## [Exercise requirements]
Locate the string "that" throughout the material and copy every line in which it occurs.

Entries with page source code
▬▬▬▬▬▬

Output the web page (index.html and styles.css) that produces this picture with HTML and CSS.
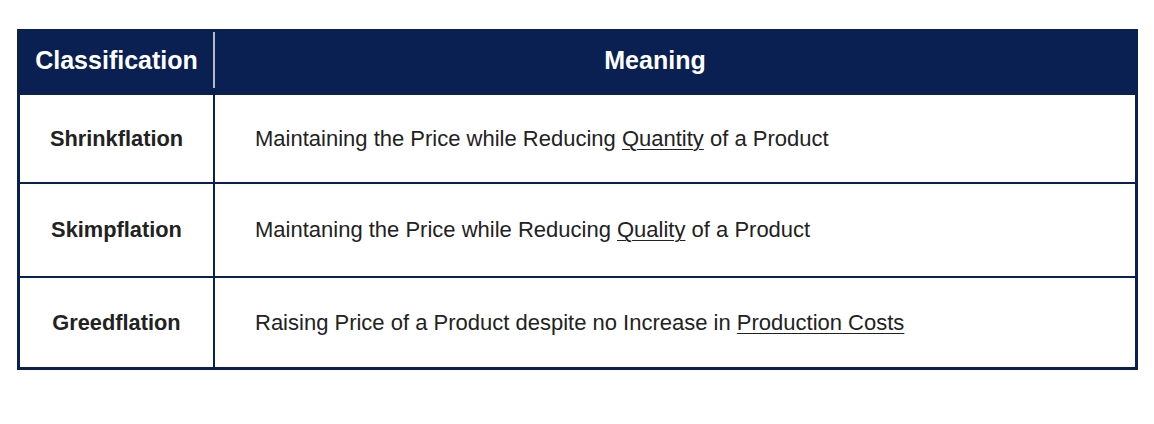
FILE: index.html
```html
<!DOCTYPE html>
<html>
<head>
<meta charset="utf-8">
<link rel="stylesheet" href="styles.css">
</head>
<body>
<div class="wrap">
  <table class="tbl">
    <thead>
      <tr>
        <th class="c1 h1">Classification</th>
        <th class="c2">Meaning</th>
      </tr>
    </thead>
    <tbody>
      <tr class="r1">
        <td class="c1">Shrinkflation</td>
        <td class="c2">Maintaining the Price while Reducing <u>Quantity</u> of a Product</td>
      </tr>
      <tr class="r2">
        <td class="c1">Skimpflation</td>
        <td class="c2">Maintaning the Price while Reducing <u>Quality</u> of a Product</td>
      </tr>
      <tr class="r3">
        <td class="c1">Greedflation</td>
        <td class="c2">Raising Price of a Product despite no Increase in <u>Production Costs</u></td>
      </tr>
    </tbody>
  </table>
</div>
</body>
</html>
```
FILE: styles.css
```css
html, body {
  margin: 0;
  padding: 0;
  background: #ffffff;
}
body {
  font-family: "Liberation Sans", Arial, sans-serif;
}
.wrap {
  padding: 29px 0 0 17px;
}
.tbl {
  width: 1121px;
  border-collapse: collapse;
  border: 3px solid #0a1f52;
  table-layout: fixed;
}
.tbl th {
  background: #0a1f52;
  color: #ffffff;
  font-weight: bold;
  font-size: 25px;
  height: 57px;
  padding: 0 0 4px 0;
  text-align: center;
}
.tbl th.h1 {
  position: relative;
  border-right: 2px solid #0a1f52;
}
.tbl th.h1::after {
  content: "";
  position: absolute;
  right: -2px;
  top: 0;
  height: 56px;
  width: 2px;
  background: #b5b9c2;
}
.tbl td {
  border-top: 2px solid #0a1f52;
  padding: 0;
  color: #222222;
}
.c1 {
  width: 193px;
}
.tbl td.c1 {
  border-right: 2px solid #0a1f52;
  text-align: center;
  font-weight: bold;
  font-size: 21.8px;
}
.tbl td.c2 {
  padding-left: 40px;
  font-size: 22px;
}
.tbl th.c2 {
  padding-right: 40px;
}
.r1 td { height: 87px; }
.r2 td { height: 92px; }
.r3 td { height: 89px; }
u {
  text-underline-offset: 3px;
  text-decoration-thickness: 1px;
}
```
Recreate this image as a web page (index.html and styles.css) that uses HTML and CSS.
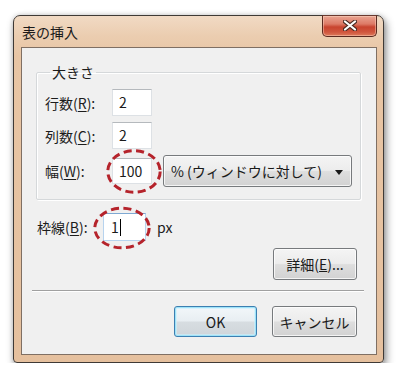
FILE: index.html
```html
<!DOCTYPE html>
<html lang="ja">
<head>
<meta charset="utf-8">
<title>表の挿入</title>
<link rel="stylesheet" href="styles.css">
</head>
<body>
<div class="window">
  <div class="titlebar">
    <span class="title">表の挿入</span>
    <button class="close" aria-label="閉じる">
      <svg width="14" height="11" viewBox="0 0 14 11">
        <path d="M2 1.5 L12 9.5 M12 1.5 L2 9.5" stroke="#4a2a22" stroke-width="4.2" stroke-linecap="round" fill="none"/>
        <path d="M2 1.5 L12 9.5 M12 1.5 L2 9.5" stroke="#ffffff" stroke-width="2.2" stroke-linecap="round" fill="none"/>
      </svg>
    </button>
  </div>
  <div class="client">
    <fieldset class="group">
      <legend class="legend">大きさ</legend>
      <div class="row">
        <label class="label">行数(<u>R</u>):</label>
        <div class="field">2</div>
      </div>
      <div class="row">
        <label class="label">列数(<u>C</u>):</label>
        <div class="field">2</div>
      </div>
      <div class="row row-tall">
        <label class="label">幅(<u>W</u>):</label>
        <div class="field marked">100
          <svg class="oval oval-a" width="56" height="45" viewBox="0 0 56 45">
            <ellipse cx="28" cy="22.5" rx="26.2" ry="20.8" fill="none" stroke="#b5232b" stroke-width="3" stroke-dasharray="8 4.5"/>
          </svg>
        </div>
        <button class="btn dropdown">% (ウィンドウに対して)<span class="arrow"></span></button>
      </div>
    </fieldset>
    <div class="row border-row">
      <label class="label label-b">枠線(<u>B</u>):</label>
      <div class="field focused">1<span class="caret"></span>
        <svg class="oval oval-b" width="58" height="44" viewBox="0 0 58 44">
          <ellipse cx="29" cy="22" rx="27.2" ry="19.8" fill="none" stroke="#b5232b" stroke-width="3" stroke-dasharray="8 4.5"/>
        </svg>
      </div>
      <span class="unit">px</span>
    </div>
    <div class="advanced">
      <button class="btn btn-detail">詳細(<u>E</u>)...</button>
    </div>
    <div class="separator"></div>
    <div class="actions">
      <button class="btn btn-ok">OK</button>
      <button class="btn btn-cancel">キャンセル</button>
    </div>
  </div>
</div>
</body>
</html>
```
FILE: styles.css
```css
html, body {
  margin: 0;
  padding: 0;
  background: #ffffff;
}
body {
  font-family: "Noto Sans CJK JP", "Noto Sans", sans-serif;
  font-size: 14px;
  color: #1c1c1c;
}
.window {
  box-sizing: border-box;
  width: 371px;
  height: 348px;
  margin: 15px 0 0 13px;
  border: 1px solid #3f3a36;
  border-radius: 7px 7px 4px 4px;
  background: linear-gradient(180deg, #f1dac4 0px, #ebcdb0 20px, #e8c5a4 40px, #e5c09e 100%);
  padding: 0 6px 7px 7px;
  display: flex;
  flex-direction: column;
  box-shadow: 2px 4px 9px rgba(0, 0, 0, 0.45), 0 0 4px rgba(0, 0, 0, 0.15);
}
.titlebar {
  height: 31px;
  display: flex;
  align-items: center;
  justify-content: space-between;
  padding-left: 1px;
}
.title {
  font-size: 14px;
  line-height: 18px;
  color: #1a1a1a;
  margin-top: 1px;
}
.close {
  align-self: flex-start;
  margin-top: -1px;
  width: 55px;
  height: 22px;
  padding: 0;
  border: 1px solid #5a2a20;
  border-top-color: #6a3a30;
  border-radius: 0 0 5px 5px;
  background: linear-gradient(180deg, #e9a592 0%, #dd7a66 40%, #c8442f 55%, #d0563e 80%, #dc7a5c 100%);
  box-shadow: inset 0 0 0 1px rgba(255, 220, 200, 0.45);
  display: flex;
  align-items: center;
  justify-content: center;
}
.close svg { display: block; margin-top: -1px; }
.client {
  flex: 1;
  border: 1px solid #7f6f63;
  background: #f0f0f0;
  display: flex;
  flex-direction: column;
}
.group {
  margin: 15px 15px 0 14px;
  padding: 8px 0 12px 8px;
  border: 1px solid #d5d8da;
  box-shadow: inset 1px 1px 0 #ffffff, 1px 1px 0 #ffffff;
  border-radius: 2px;
  display: flex;
  flex-direction: column;
  gap: 6px;
  min-inline-size: 0;
}
.legend {
  margin-left: 5px;
  padding: 0 2px;
  line-height: 18px;
  color: #1c1c1c;
}
.row {
  display: flex;
  align-items: center;
  height: 27px;
}
.row-tall { height: 32px; }
.label {
  width: 67px;
  line-height: 18px;
  white-space: nowrap;
}
.label u { text-underline-offset: 2px; }
.field {
  position: relative;
  box-sizing: border-box;
  width: 40px;
  height: 27px;
  background: #ffffff;
  border: 1px solid #dde1e5;
  border-top-color: #b5b9bd;
  padding-left: 6px;
  line-height: 25px;
  font-size: 14px;
  color: #1a1a1a;
}
.field.marked { margin-right: 11px; height: 26px; }
.oval {
  position: absolute;
  pointer-events: none;
}
.oval-a { left: -7px; top: -10px; }
.oval-b { left: -11px; top: -8px; }
.btn {
  box-sizing: border-box;
  font-family: inherit;
  font-size: 14px;
  color: #1a1a1a;
  border: 1px solid #777a7d;
  border-radius: 3px;
  background: linear-gradient(180deg, #f4f4f4 0%, #ececec 48%, #dedede 52%, #d2d2d2 100%);
  box-shadow: inset 0 0 0 1px rgba(255, 255, 255, 0.75);
  padding: 0;
  display: flex;
  align-items: center;
  justify-content: center;
}
.dropdown {
  width: 189px;
  height: 32px;
  justify-content: flex-start;
  padding-left: 7px;
}
.arrow {
  margin-left: 13px;
  width: 0;
  height: 0;
  border-left: 4px solid transparent;
  border-right: 4px solid transparent;
  border-top: 5px solid #1a1a1a;
  margin-top: 2px;
}
.border-row {
  margin-top: 13px;
  padding-left: 15px;
  height: 28px;
}
.label-b { width: 66px; }
.field.focused {
  width: 43px;
  height: 28px;
  border-color: #b7d3ee;
  border-top-color: #7fa9d3;
  line-height: 26px;
  padding-left: 7px;
}
.caret {
  display: inline-block;
  width: 1px;
  height: 17px;
  background: #000;
  vertical-align: -3px;
  margin-left: 1px;
}
.unit {
  margin-left: 11px;
  line-height: 18px;
}
.advanced {
  display: flex;
  justify-content: flex-end;
  margin-top: 7px;
  padding-right: 19px;
}
.btn-detail { width: 84px; height: 32px; }
.separator {
  margin: 10px 12px 0 10px;
  height: 0;
  border-top: 1px solid #a0a0a0;
  border-bottom: 1px solid #ffffff;
}
.actions {
  display: flex;
  justify-content: flex-end;
  gap: 15px;
  margin-top: 14px;
  padding-right: 19px;
}
.btn-ok {
  width: 83px;
  height: 31px;
  border-color: #3c7fb1;
  box-shadow: inset 0 0 0 1px #9fe3f8, inset 0 0 0 2px rgba(200, 240, 255, 0.6);
  background: linear-gradient(180deg, #f2f7fa 0%, #e8eef2 48%, #d7dde1 52%, #cfd5da 100%);
}
.btn-cancel { width: 85px; height: 31px; }
```
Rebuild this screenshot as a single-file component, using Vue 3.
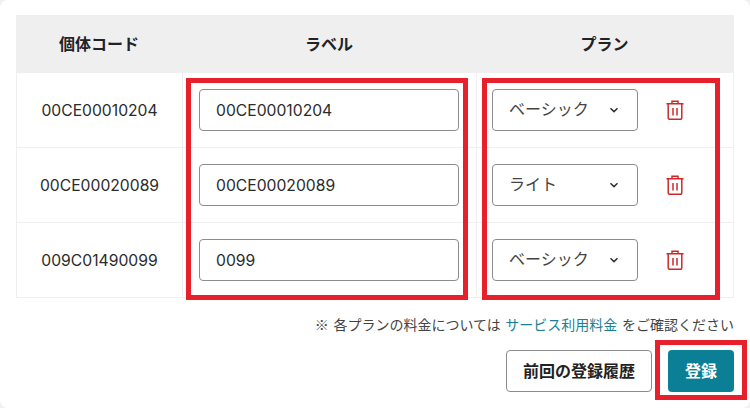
<template>
  <div class="panel">
    <div class="device-table">
      <div class="row head">
        <div class="cell col-code">個体コード</div>
        <div class="cell col-label">ラベル</div>
        <div class="cell col-plan">プラン</div>
      </div>
      <div v-for="d in devices" :key="d.code" class="row">
        <div class="cell col-code">{{ d.code }}</div>
        <div class="cell col-label">
          <input class="text-input" type="text" :value="d.label" />
        </div>
        <div class="cell col-plan">
          <div class="select">
            <span>{{ d.plan }}</span>
            <svg class="chevron" width="10" height="6" viewBox="0 0 10 6" fill="none">
              <path d="M1.5 1.2 5 4.6l3.5-3.4" stroke="#333" stroke-width="1.5" />
            </svg>
          </div>
          <svg class="trash" width="18" height="20" viewBox="0 0 18 20" fill="none" stroke="#cc2a2a" stroke-width="1.5">
            <path d="M0.5 3.8h17" />
            <path d="M6 3.8V1.2h6v2.6" />
            <path d="M2.2 3.8v14a1.5 1.5 0 0 0 1.5 1.5h10.6a1.5 1.5 0 0 0 1.5-1.5v-14" />
            <path d="M7 8v7.5M11 8v7.5" />
          </svg>
        </div>
      </div>
      <div class="mark mark-label"></div>
      <div class="mark mark-plan"></div>
    </div>

    <p class="note">※ 各プランの料金については <a class="link">サービス利用料金</a> をご確認ください</p>

    <div class="actions">
      <button class="btn btn-outline">前回の登録履歴</button>
      <div class="submit-wrap">
        <button class="btn btn-primary">登録</button>
        <div class="mark mark-submit"></div>
      </div>
    </div>
  </div>
</template>

<script setup>
const devices = [
  { code: '00CE00010204', label: '00CE00010204', plan: 'ベーシック' },
  { code: '00CE00020089', label: '00CE00020089', plan: 'ライト' },
  { code: '009C01490099', label: '0099', plan: 'ベーシック' }
]
</script>

<style>
html,
body {
  margin: 0;
  background: #f1f1f1;
}
</style>

<style scoped>
.panel {
  width: 750px;
  height: 408px;
  box-sizing: border-box;
  padding: 15px 16px 0;
  background: #fff;
  border-radius: 8px;
  font-family: Inter, "Noto Sans CJK JP", sans-serif;
  color: #2b2b2b;
  overflow: hidden;
}

.device-table {
  position: relative;
  border: 1px solid #efefef;
  border-top: 0;
  height: 283px;
  box-sizing: border-box;
}

.row {
  display: grid;
  grid-template-columns: 165px 294px 1fr;
  height: 75px;
  border-bottom: 1px solid #efefef;
  box-sizing: border-box;
}

.row:last-of-type {
  border-bottom: 0;
}

.row.head {
  height: 58px;
  margin: 0 -1px;
  grid-template-columns: 166px 294px 1fr;
  background: #efefef;
  border-bottom: 0;
  font-weight: 700;
  color: #1f2328;
}

.cell {
  display: flex;
  align-items: center;
  justify-content: center;
  font-size: 15.7px;
  box-sizing: border-box;
}

.head .cell {
  font-size: 16px;
  padding-bottom: 2px;
}

.col-label,
.col-plan {
  border-left: 1px solid #efefef;
}

.head .col-label,
.head .col-plan {
  border-left: 0;
}

.col-label {
  justify-content: flex-start;
  padding-left: 16px;
}

.head .col-label {
  justify-content: center;
  padding-left: 0;
}

.col-plan {
  justify-content: flex-start;
  padding-left: 15px;
  gap: 28px;
}

.head .col-plan {
  justify-content: center;
  padding-left: 0;
  padding-right: 1px;
}

.text-input {
  width: 260px;
  height: 42px;
  box-sizing: border-box;
  border: 1px solid #8c8c8c;
  border-radius: 4px;
  padding: 0 16px;
  font: inherit;
  color: #2b2b2b;
  outline: none;
}

.select {
  width: 146px;
  height: 42px;
  box-sizing: border-box;
  border: 1px solid #8c8c8c;
  border-radius: 4px;
  padding: 0 18px 4px 16px;
  display: flex;
  align-items: center;
  justify-content: space-between;
  font-size: 16px;
  color: #444;
}

.chevron {
  margin-top: 4px;
}

.trash {
  flex: none;
}

.mark {
  position: absolute;
  box-sizing: border-box;
  border: 5px solid #e8202c;
  pointer-events: none;
}

.mark-label {
  left: 169px;
  top: 63px;
  width: 282px;
  height: 222px;
}

.mark-plan {
  left: 465px;
  top: 63px;
  width: 238px;
  height: 222px;
}

.note {
  margin: 16px 0 0;
  text-align: right;
  font-family: "Noto Sans CJK JP", sans-serif;
  font-size: 14px;
  line-height: 20px;
  word-spacing: 1.5px;
  color: #444;
}

.link {
  color: #1a7f93;
}

.actions {
  display: flex;
  justify-content: flex-end;
  gap: 16px;
  margin-top: 16px;
}

.btn {
  height: 42px;
  box-sizing: border-box;
  border-radius: 4px;
  font-family: inherit;
  font-size: 16px;
  font-weight: 700;
  padding: 0 0 3px;
}

.btn-outline {
  width: 146px;
  background: #fff;
  border: 1px solid #8c8c8c;
  color: #222;
}

.btn-primary {
  width: 66px;
  background: #0b7f96;
  border: 0;
  color: #fff;
  display: block;
}

.submit-wrap {
  position: relative;
}

.mark-submit {
  left: -13px;
  top: -10px;
  width: 92px;
  height: 60px;
}
</style>
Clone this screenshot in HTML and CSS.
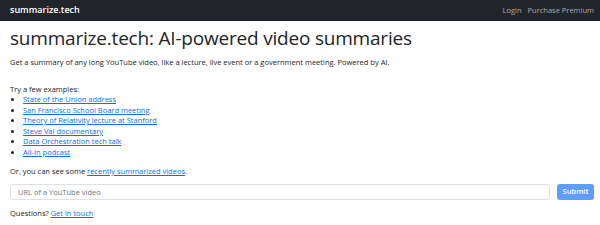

▬▬▬▬▬▬

## [Completed task]
Output the web page (index.html and styles.css) that produces this picture with HTML and CSS.
Recreate this image as a web page (index.html and styles.css) that uses HTML and CSS.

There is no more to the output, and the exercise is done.